Mit welchem Ernste und mit welchem Verantwortungsgefühl in diesem Parlament das Wohnungsproblem behandelt wird, kann man am besten an folgender Tatsache erkennen: die èechischen Agrarier haben jetzt während der Beratung im Plenum Abänderungsanträge gestellt und bemühen sich, die Annahme derselben durchzusetzen. Angeblich soll aber die Aussicht der Agrarier auf Erfolg sehr gering sein.
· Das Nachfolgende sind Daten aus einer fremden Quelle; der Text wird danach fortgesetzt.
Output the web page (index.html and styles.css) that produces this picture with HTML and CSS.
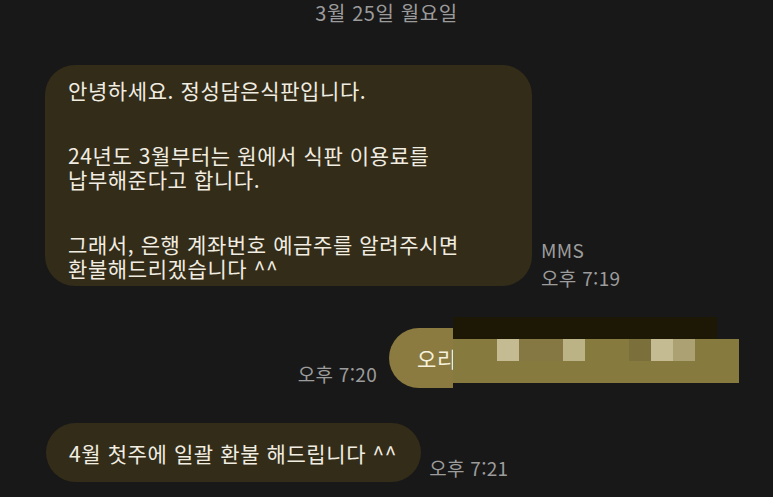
FILE: index.html
```html
<!DOCTYPE html>
<html lang="ko">
<head>
<meta charset="utf-8">
<title>메시지</title>
<link rel="stylesheet" href="styles.css">
</head>
<body>
<div class="chat">
  <div class="date">3월 25일 월요일</div>

  <div class="row row-in row-first">
    <div class="bubble bubble-in bubble-long">
      <p class="line">안녕하세요. 정성담은식판입니다.</p>
      <p class="line para">24년도 3월부터는 원에서 식판 이용료를<br>납부해준다고 합니다.</p>
      <p class="line para">그래서, 은행 계좌번호 예금주를 알려주시면<br>환불해드리겠습니다 ^^</p>
    </div>
    <div class="meta meta-flush">
      <span>MMS</span>
      <span>오후 7:19</span>
    </div>
  </div>

  <div class="row row-out">
    <div class="meta">오후 7:20</div>
    <div class="sent-wrap">
      <div class="bubble bubble-out">오리</div>
      <div class="mosaic">
        <div class="mosaic-top"></div>
        <div class="mosaic-cells">
          <span class="c"></span><span class="c"></span><span class="c l1"></span><span class="c d1"></span><span class="c d1"></span><span class="c l2"></span><span class="c"></span><span class="c"></span><span class="c d2"></span><span class="c l1"></span><span class="c l3"></span><span class="c"></span><span class="c"></span>
        </div>
      </div>
    </div>
  </div>

  <div class="row row-in row-last">
    <div class="bubble bubble-in bubble-short">4월 첫주에 일괄 환불 해드립니다 ^^</div>
    <div class="meta">오후 7:21</div>
  </div>
</div>
</body>
</html>
```
FILE: styles.css
```css
html, body {
  margin: 0;
  padding: 0;
  background: #181818;
}

body {
  width: 773px;
  height: 497px;
  overflow: hidden;
  font-family: "Noto Sans CJK KR", "Noto Sans", sans-serif;
}

.chat {
  display: flex;
  flex-direction: column;
}

.date {
  text-align: center;
  font-size: 20px;
  letter-spacing: 0.6px;
  line-height: 26px;
  color: #9b9b9b;
}

.row {
  display: flex;
  align-items: flex-end;
}

.row-in {
  padding-left: 45px;
}

.row-first {
  margin-top: 39px;
  gap: 9px;
}

.row-out {
  margin-top: 42px;
  justify-content: flex-end;
  padding-right: 34px;
  gap: 12px;
}

.row-last {
  margin-top: 35px;
  gap: 8px;
  padding-left: 46px;
}

.bubble {
  color: #f1ede1;
  font-size: 21px;
  letter-spacing: 0.6px;
  box-sizing: border-box;
}

.bubble-in {
  background: #332c19;
}

.bubble-long {
  width: 487px;
  border-radius: 30px;
  padding: 13px 23px 6px 23px;
}

.line {
  margin: 0;
  line-height: 24px;
  white-space: nowrap;
}

.para {
  margin-top: 41px;
}

.bubble-short {
  height: 59px;
  border-radius: 30px;
  padding: 0 24px 0 23px;
  display: flex;
  align-items: center;
  white-space: nowrap;
}

.meta {
  display: flex;
  flex-direction: column;
  font-size: 19px;
  letter-spacing: 0.3px;
  line-height: 28px;
  color: #9c9c9c;
  white-space: nowrap;
}

.meta-flush {
  margin-bottom: -6px;
}

.sent-wrap {
  position: relative;
  width: 350px;
  height: 60px;
}

.bubble-out {
  width: 64px;
  height: 60px;
  background: #8b7b41;
  border-radius: 30px 0 0 30px;
  color: #f6f1dc;
  font-size: 21px;
  padding-left: 28px;
  display: flex;
  align-items: center;
  white-space: nowrap;
}

.mosaic {
  position: absolute;
  left: 64px;
  top: -11px;
  width: 286px;
  display: flex;
  flex-direction: column;
}

.mosaic-top {
  width: 264px;
  height: 22px;
  background: #1d1806;
}

.mosaic-cells {
  display: grid;
  grid-template-columns: repeat(13, 22px);
  grid-template-rows: 22px;
  height: 44px;
  background: #877a3e;
}

.c {
  display: block;
}

.l1 { background: #c4bb92; }
.l2 { background: #bbb285; }
.l3 { background: #aba173; }
.d1 { background: #857843; }
.d2 { background: #7b6f3b; }
```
Der Vertreter einer sozialistischen Partei erklärte, daß die soz ialistischen Parteien die meisten dieser Abänderungsanträge ohne weiters annehmen könnten, aber jetzt sei das noch nicht notwendig und auch nicht ratsam. Das ist wohl der Gipfel des Zynismus, mit welchem hier Parteischacher getrieben wird.
Die Behandlung der Wohnungsfrage ist nur ein Glied in der Kette der gänzlich verfehlten Wirtschafts und Sozialpolitik in diesem Staate. Der Bauer, der jetzt schwer kämpfen muß um den bescheidensten Ertrag seiner Arbeit, wird von den anderen Ständen und Klassen als der agrarische Wucherer und Ausbeuter bekämpft, der Handelsund Gewerbetreibende wird vernadert, weil er die Schuld daran trägt, daß die Preise nicht sinken, dem Festbesoldeten wird die kleinste Gehaltserhöhung geneidet, der Arbeitgeber ist nur noch der blutrünstigste Aussauger der Arbeitnehmer, jeder Hausherr ist ein geborener Verbrecher. Und so was nennt sich Volksgemeinschaft. Das ist das Ergebnis der Standes und Klassenpolitik. Aus diesem Sumpfe können das Volk nur noch echte und wahre Volksparteien herausführen.
In diesem Sinne wird auch die
Deutsche Nationalpartei den Kampf gegen das hier herrschende System
bis zu dessen Zusammenbruch führen. (Potlesk.)